The first failure is the HS256 secret that is not actually a secret. We have cracked production JWT signing secrets with hashcat in under four minutes more than once. The secret was a dictionary word. The secret was the company name in lower case. The secret was the literal string "secret" in an early-stage project that grew up without ever rotating it. Treat the signing secret as a password and run it through the same generation rules. If the secret has fewer than 32 random bytes, it is in scope for offline cracking.
The second failure is the algorithm-confusion attack. The verifier accepts both RS256 and HS256 without enforcing which one a given token should use. The public RSA key, which is supposed to be public, becomes the HMAC secret. The attacker signs a new token using HS256 with the public key as the shared secret and the server happily verifies it. This is a decade-old class and we still find it. Libraries that auto-detect the algorithm from the token header are the usual cause.
The third failure is the kid header. The kid identifies which key to use for verification. Some implementations look that key up out of a database or filesystem path constructed from the kid value. Path traversal in the kid lets an attacker point the verifier at /dev/null and sign tokens with an empty key. SQL injection in the kid lets an attacker return arbitrary key material from the database. Anything user-controlled that touches the verification path is exploitable until proven otherwise.
The fourth failure is missing or mis-applied expiration checks. The token has an exp claim. The server never checks it. Or the server checks exp on the access token and not on the refresh token. Or the server checks expiration but caches the verification result for longer than the expiry window. The consequence is the same. Old tokens that should be dead are still alive. Tokens from former employees, stolen sessions, and revoked devices all keep working.

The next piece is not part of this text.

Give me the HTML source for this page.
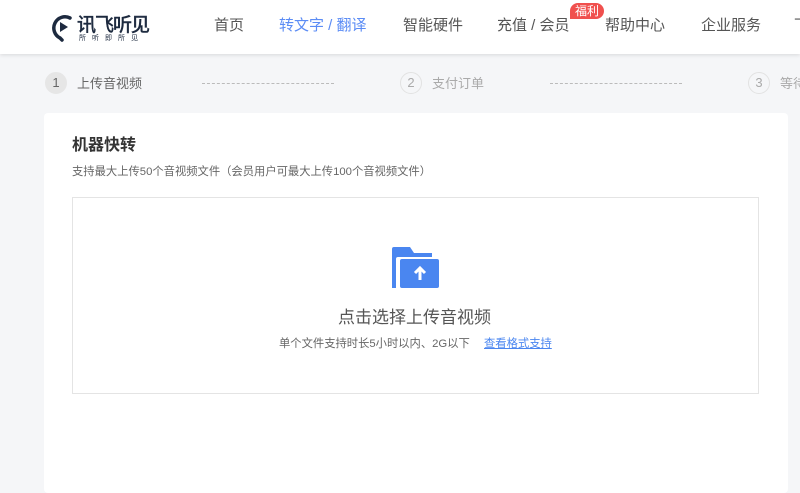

The fifth failure is the none algorithm. Modern libraries reject it. Older libraries pinned to old versions still accept it. Internal services that strip and re-sign tokens between hops sometimes forget to validate the algorithm on the inbound side because they assume the outer gateway already did. We have seen this in microservice architectures where the gateway team and the service team had different mental models about who owns verification. The token went through with alg set to none and no signature at all.
The sixth failure is the one nobody writes about. Claims that the application trusts blindly because the framework verified the signature and stopped there. A signed token can still contain a user_id that does not belong to the authenticated user, a role claim the issuer never granted, or a tenant scope that escalates across customers. Signature verification proves the token has not been tampered with after issuance. It does not prove the issuer made good choices about what to put inside. Audit the claims, not just the signature.